## start Data section

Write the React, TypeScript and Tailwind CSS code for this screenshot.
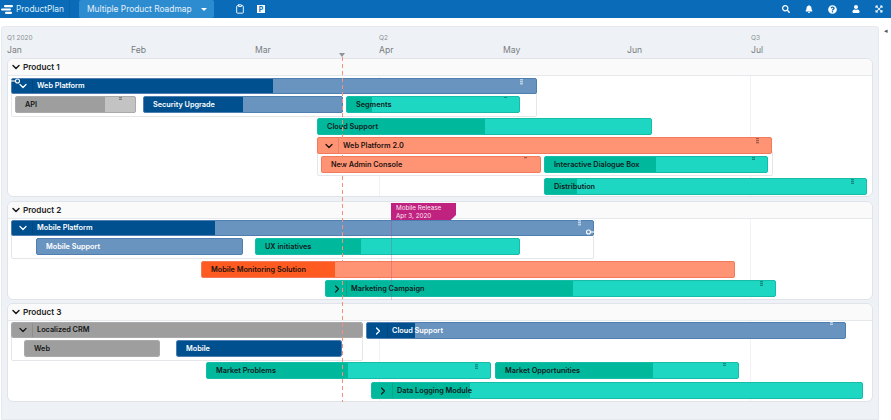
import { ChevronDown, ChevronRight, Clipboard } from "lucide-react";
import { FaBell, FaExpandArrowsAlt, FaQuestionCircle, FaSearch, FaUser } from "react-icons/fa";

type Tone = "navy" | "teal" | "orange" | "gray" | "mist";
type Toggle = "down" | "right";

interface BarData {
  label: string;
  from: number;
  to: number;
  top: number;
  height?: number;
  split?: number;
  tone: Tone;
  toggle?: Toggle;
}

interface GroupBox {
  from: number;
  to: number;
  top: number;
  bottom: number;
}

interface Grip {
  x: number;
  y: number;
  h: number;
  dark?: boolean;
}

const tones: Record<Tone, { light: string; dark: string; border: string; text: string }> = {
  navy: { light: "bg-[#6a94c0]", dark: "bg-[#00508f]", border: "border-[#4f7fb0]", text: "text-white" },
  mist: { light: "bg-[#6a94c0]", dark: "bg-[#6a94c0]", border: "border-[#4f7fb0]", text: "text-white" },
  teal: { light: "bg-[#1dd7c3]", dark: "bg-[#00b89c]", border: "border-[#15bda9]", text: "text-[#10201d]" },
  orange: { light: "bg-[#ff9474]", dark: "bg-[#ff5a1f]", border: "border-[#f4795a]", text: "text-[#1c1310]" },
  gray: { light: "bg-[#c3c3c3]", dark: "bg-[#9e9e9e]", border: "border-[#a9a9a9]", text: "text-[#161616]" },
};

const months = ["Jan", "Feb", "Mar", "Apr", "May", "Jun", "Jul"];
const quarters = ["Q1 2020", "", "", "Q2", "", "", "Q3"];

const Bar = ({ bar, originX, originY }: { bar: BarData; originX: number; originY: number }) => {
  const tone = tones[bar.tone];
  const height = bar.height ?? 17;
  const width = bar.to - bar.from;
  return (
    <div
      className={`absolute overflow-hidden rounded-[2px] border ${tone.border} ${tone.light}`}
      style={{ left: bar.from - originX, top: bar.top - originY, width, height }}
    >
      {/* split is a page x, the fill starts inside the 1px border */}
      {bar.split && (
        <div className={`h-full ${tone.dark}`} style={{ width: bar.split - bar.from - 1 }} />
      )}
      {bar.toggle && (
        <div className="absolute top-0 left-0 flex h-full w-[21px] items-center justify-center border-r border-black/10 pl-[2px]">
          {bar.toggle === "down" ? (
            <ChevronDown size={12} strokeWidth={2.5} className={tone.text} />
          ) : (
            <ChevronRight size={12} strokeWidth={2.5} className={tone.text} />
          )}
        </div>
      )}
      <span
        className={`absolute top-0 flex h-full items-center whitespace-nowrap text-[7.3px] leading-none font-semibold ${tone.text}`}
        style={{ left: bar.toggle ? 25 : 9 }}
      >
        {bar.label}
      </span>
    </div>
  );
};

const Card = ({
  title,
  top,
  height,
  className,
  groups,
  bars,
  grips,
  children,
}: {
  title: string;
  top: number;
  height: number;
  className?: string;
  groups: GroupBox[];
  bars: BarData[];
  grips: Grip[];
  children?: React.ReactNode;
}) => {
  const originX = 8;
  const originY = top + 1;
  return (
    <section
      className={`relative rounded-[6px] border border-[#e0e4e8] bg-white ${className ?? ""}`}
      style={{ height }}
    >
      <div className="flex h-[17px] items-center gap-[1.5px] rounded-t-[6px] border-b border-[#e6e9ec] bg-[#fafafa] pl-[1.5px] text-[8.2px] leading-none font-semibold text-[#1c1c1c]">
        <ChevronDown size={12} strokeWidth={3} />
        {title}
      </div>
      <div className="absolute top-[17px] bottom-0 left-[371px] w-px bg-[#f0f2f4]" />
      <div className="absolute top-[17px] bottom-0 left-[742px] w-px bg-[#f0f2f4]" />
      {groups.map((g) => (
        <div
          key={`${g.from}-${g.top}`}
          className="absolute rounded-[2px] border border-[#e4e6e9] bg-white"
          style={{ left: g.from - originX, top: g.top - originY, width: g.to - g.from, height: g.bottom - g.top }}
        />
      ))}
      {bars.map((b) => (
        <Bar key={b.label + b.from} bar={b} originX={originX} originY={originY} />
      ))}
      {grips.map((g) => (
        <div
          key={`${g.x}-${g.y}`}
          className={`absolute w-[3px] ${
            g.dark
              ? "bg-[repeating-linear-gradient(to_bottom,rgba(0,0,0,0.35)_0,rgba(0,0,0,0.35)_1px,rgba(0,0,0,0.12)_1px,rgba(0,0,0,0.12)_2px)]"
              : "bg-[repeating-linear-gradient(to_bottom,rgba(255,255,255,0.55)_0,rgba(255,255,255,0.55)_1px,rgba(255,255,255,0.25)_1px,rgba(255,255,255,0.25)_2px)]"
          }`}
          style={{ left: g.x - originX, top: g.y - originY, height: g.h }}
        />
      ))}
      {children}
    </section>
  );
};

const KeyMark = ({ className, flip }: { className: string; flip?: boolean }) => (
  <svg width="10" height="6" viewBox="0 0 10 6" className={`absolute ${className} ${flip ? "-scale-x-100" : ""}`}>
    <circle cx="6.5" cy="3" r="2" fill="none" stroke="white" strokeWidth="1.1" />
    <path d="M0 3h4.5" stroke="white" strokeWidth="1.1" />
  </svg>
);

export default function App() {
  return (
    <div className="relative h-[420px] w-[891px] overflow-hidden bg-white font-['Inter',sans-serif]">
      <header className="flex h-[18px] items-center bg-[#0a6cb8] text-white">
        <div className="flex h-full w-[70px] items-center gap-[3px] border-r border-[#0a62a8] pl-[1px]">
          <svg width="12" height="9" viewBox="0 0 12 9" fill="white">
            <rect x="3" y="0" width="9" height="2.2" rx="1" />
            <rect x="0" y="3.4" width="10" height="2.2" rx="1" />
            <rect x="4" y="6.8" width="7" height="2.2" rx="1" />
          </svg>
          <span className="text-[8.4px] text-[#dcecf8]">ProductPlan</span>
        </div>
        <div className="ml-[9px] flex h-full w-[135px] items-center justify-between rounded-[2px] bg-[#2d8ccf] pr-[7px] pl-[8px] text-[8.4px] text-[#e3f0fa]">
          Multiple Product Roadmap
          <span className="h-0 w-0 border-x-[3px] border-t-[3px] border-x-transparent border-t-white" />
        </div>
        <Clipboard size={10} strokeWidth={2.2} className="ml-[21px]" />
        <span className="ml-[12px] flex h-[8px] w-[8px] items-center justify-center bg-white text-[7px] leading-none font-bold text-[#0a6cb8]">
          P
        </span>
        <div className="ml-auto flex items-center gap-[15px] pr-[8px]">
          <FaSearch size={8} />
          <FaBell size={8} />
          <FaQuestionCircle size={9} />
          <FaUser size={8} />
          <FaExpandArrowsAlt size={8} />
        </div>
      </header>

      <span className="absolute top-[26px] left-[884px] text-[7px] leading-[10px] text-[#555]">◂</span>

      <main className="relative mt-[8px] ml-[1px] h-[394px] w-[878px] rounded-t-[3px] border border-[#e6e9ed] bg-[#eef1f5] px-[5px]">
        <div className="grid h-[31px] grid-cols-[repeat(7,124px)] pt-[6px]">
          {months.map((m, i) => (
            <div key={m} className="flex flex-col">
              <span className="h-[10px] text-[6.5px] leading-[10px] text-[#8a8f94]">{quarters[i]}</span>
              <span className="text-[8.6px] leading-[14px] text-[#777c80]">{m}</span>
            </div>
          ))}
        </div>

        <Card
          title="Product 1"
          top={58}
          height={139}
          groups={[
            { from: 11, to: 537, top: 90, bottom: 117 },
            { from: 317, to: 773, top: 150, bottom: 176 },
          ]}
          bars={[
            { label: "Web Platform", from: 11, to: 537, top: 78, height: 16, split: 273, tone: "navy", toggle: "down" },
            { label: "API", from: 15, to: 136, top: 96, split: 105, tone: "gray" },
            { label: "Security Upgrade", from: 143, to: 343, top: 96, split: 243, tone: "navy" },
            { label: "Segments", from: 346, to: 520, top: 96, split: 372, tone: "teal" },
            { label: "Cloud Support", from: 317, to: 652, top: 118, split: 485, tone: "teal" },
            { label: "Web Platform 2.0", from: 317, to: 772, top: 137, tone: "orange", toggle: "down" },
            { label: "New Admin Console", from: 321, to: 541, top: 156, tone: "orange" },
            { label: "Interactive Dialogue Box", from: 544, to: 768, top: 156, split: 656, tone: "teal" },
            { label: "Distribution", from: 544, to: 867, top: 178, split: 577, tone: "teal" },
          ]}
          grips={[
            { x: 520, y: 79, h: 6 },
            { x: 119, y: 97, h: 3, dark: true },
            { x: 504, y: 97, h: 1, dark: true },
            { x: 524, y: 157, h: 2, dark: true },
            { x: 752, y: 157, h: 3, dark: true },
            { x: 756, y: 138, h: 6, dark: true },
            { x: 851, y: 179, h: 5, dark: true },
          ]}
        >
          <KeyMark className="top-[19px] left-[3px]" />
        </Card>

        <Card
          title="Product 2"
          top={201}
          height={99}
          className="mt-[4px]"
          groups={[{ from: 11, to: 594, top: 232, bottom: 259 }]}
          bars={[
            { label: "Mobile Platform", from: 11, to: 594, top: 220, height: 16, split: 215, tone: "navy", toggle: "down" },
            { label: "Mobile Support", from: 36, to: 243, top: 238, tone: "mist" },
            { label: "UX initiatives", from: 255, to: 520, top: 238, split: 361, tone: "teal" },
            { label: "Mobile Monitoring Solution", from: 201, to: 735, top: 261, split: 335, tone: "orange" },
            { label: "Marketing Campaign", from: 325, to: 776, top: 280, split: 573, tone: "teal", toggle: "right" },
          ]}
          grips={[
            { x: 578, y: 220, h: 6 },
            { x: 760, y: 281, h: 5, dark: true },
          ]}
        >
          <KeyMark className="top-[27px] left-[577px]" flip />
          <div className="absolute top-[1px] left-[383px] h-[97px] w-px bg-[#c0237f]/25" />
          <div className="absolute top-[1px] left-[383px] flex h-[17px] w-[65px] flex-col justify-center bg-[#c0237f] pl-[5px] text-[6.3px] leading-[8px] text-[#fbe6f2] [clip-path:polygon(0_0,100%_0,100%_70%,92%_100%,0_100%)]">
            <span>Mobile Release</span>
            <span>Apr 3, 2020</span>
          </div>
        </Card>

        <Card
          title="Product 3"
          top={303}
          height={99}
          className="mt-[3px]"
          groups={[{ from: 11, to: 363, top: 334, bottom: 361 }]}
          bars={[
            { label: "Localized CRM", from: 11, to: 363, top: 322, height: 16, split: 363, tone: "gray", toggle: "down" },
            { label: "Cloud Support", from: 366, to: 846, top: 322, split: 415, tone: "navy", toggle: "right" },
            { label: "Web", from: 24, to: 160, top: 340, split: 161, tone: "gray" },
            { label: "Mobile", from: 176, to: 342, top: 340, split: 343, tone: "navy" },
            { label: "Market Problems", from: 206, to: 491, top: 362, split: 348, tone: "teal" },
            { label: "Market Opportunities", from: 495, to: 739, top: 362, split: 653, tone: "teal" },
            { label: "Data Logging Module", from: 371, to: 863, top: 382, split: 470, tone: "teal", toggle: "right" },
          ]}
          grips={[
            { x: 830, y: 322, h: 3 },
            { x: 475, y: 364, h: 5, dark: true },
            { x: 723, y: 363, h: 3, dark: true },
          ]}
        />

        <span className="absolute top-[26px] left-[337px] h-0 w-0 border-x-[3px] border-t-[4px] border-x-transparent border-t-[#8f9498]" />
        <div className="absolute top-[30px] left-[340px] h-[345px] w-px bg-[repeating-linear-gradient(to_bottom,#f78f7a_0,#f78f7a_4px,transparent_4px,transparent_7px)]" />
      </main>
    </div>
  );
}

## end Data section

Without the pictures, return the listing above from its first line through the line that has "FaQuestionCircle, FaSearch, FaUser".

Write the React, TypeScript and Tailwind CSS code for this screenshot.
import { ChevronDown, ChevronRight, Clipboard } from "lucide-react";
import { FaBell, FaExpandArrowsAlt, FaQuestionCircle, FaSearch, FaUser } from "react-icons/fa";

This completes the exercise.